◆ Given task
Omit the pictures, please, and give each record below again exactly.

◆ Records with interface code
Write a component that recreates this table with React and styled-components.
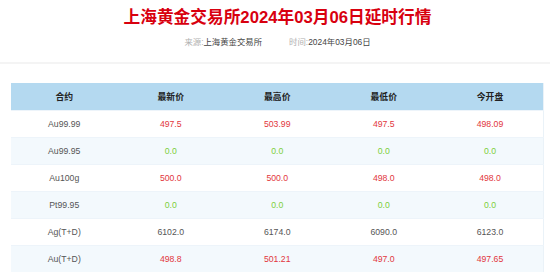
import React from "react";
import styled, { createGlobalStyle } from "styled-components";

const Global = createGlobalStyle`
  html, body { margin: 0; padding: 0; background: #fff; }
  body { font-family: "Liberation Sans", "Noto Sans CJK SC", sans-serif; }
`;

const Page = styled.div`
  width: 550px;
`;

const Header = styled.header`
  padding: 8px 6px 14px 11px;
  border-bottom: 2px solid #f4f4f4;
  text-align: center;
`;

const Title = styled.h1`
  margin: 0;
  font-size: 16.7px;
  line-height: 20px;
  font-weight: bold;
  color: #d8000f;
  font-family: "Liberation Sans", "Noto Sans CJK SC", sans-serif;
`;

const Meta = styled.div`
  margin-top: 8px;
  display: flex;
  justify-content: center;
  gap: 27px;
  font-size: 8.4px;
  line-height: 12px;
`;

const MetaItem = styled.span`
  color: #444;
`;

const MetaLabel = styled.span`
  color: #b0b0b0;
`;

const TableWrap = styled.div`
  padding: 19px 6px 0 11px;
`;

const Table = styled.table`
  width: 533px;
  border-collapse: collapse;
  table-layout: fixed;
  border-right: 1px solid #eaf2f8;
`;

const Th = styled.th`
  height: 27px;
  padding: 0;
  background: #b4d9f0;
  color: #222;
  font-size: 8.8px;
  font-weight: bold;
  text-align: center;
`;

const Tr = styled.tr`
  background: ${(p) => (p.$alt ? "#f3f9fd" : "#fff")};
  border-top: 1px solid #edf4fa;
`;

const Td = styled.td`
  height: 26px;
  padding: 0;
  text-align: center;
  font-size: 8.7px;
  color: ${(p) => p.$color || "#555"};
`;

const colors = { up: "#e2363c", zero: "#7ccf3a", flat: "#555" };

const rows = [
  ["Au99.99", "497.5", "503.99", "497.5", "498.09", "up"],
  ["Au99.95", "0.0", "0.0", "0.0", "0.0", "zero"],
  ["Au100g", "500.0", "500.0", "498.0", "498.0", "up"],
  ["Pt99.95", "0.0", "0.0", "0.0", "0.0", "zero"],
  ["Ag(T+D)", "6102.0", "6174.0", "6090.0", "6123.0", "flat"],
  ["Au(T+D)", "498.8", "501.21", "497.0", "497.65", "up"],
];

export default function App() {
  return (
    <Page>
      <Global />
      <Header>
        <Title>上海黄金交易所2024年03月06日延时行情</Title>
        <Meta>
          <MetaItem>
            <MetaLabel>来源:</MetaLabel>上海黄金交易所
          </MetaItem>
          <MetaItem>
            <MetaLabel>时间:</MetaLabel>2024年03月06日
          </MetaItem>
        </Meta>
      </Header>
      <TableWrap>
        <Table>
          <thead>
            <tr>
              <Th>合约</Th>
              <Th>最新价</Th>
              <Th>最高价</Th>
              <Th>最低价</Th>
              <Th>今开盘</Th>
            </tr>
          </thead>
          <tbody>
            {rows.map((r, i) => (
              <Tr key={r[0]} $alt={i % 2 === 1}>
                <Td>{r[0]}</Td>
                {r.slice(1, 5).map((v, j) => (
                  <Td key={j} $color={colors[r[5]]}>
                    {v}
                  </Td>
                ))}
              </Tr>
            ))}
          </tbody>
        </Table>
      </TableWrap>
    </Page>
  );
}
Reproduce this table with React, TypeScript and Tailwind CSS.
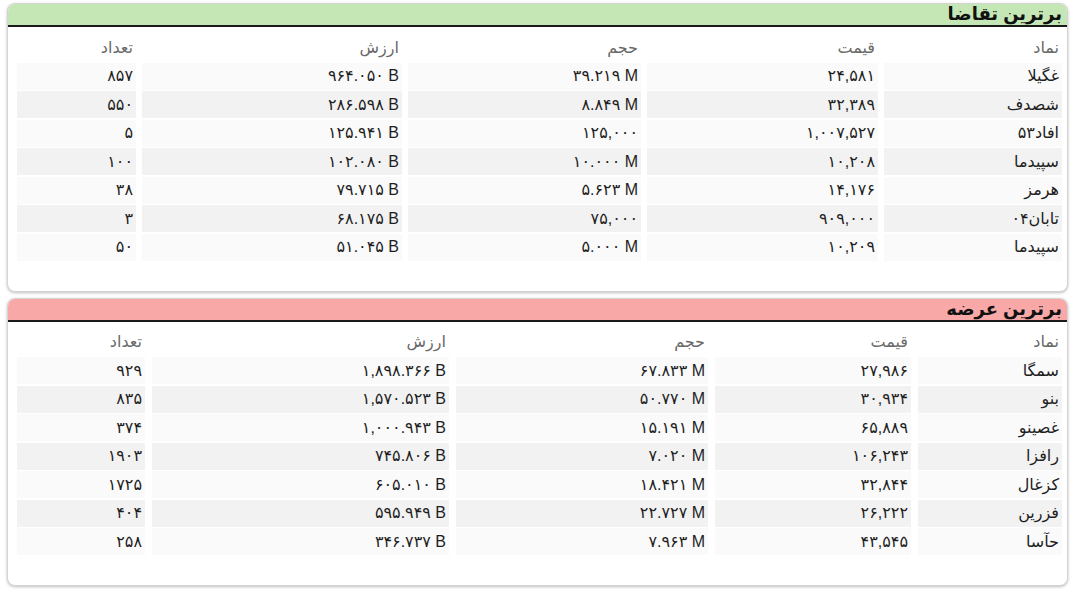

◆ Correct answer
Write a component that recreates this table with React and styled-components.
import React from "react";
import styled, { createGlobalStyle } from "styled-components";

const Global = createGlobalStyle`
  html, body { margin: 0; padding: 0; background: #fff; }
  body { font-family: "Liberation Sans", "Noto Sans CJK SC", sans-serif; }
`;

const Page = styled.div`
  width: 550px;
`;

const Header = styled.header`
  padding: 8px 6px 14px 11px;
  border-bottom: 2px solid #f4f4f4;
  text-align: center;
`;

const Title = styled.h1`
  margin: 0;
  font-size: 16.7px;
  line-height: 20px;
  font-weight: bold;
  color: #d8000f;
  font-family: "Liberation Sans", "Noto Sans CJK SC", sans-serif;
`;

const Meta = styled.div`
  margin-top: 8px;
  display: flex;
  justify-content: center;
  gap: 27px;
  font-size: 8.4px;
  line-height: 12px;
`;

const MetaItem = styled.span`
  color: #444;
`;

const MetaLabel = styled.span`
  color: #b0b0b0;
`;

const TableWrap = styled.div`
  padding: 19px 6px 0 11px;
`;

const Table = styled.table`
  width: 533px;
  border-collapse: collapse;
  table-layout: fixed;
  border-right: 1px solid #eaf2f8;
`;

const Th = styled.th`
  height: 27px;
  padding: 0;
  background: #b4d9f0;
  color: #222;
  font-size: 8.8px;
  font-weight: bold;
  text-align: center;
`;

const Tr = styled.tr`
  background: ${(p) => (p.$alt ? "#f3f9fd" : "#fff")};
  border-top: 1px solid #edf4fa;
`;

const Td = styled.td`
  height: 26px;
  padding: 0;
  text-align: center;
  font-size: 8.7px;
  color: ${(p) => p.$color || "#555"};
`;

const colors = { up: "#e2363c", zero: "#7ccf3a", flat: "#555" };

const rows = [
  ["Au99.99", "497.5", "503.99", "497.5", "498.09", "up"],
  ["Au99.95", "0.0", "0.0", "0.0", "0.0", "zero"],
  ["Au100g", "500.0", "500.0", "498.0", "498.0", "up"],
  ["Pt99.95", "0.0", "0.0", "0.0", "0.0", "zero"],
  ["Ag(T+D)", "6102.0", "6174.0", "6090.0", "6123.0", "flat"],
  ["Au(T+D)", "498.8", "501.21", "497.0", "497.65", "up"],
];

export default function App() {
  return (
    <Page>
      <Global />
      <Header>
        <Title>上海黄金交易所2024年03月06日延时行情</Title>
        <Meta>
          <MetaItem>
            <MetaLabel>来源:</MetaLabel>上海黄金交易所
          </MetaItem>
          <MetaItem>
            <MetaLabel>时间:</MetaLabel>2024年03月06日
          </MetaItem>
        </Meta>
      </Header>
      <TableWrap>
        <Table>
          <thead>
            <tr>
              <Th>合约</Th>
              <Th>最新价</Th>
              <Th>最高价</Th>
              <Th>最低价</Th>
              <Th>今开盘</Th>
            </tr>
          </thead>
          <tbody>
            {rows.map((r, i) => (
              <Tr key={r[0]} $alt={i % 2 === 1}>
                <Td>{r[0]}</Td>
                {r.slice(1, 5).map((v, j) => (
                  <Td key={j} $color={colors[r[5]]}>
                    {v}
                  </Td>
                ))}
              </Tr>
            ))}
          </tbody>
        </Table>
      </TableWrap>
    </Page>
  );
}
Reproduce this table with React, TypeScript and Tailwind CSS.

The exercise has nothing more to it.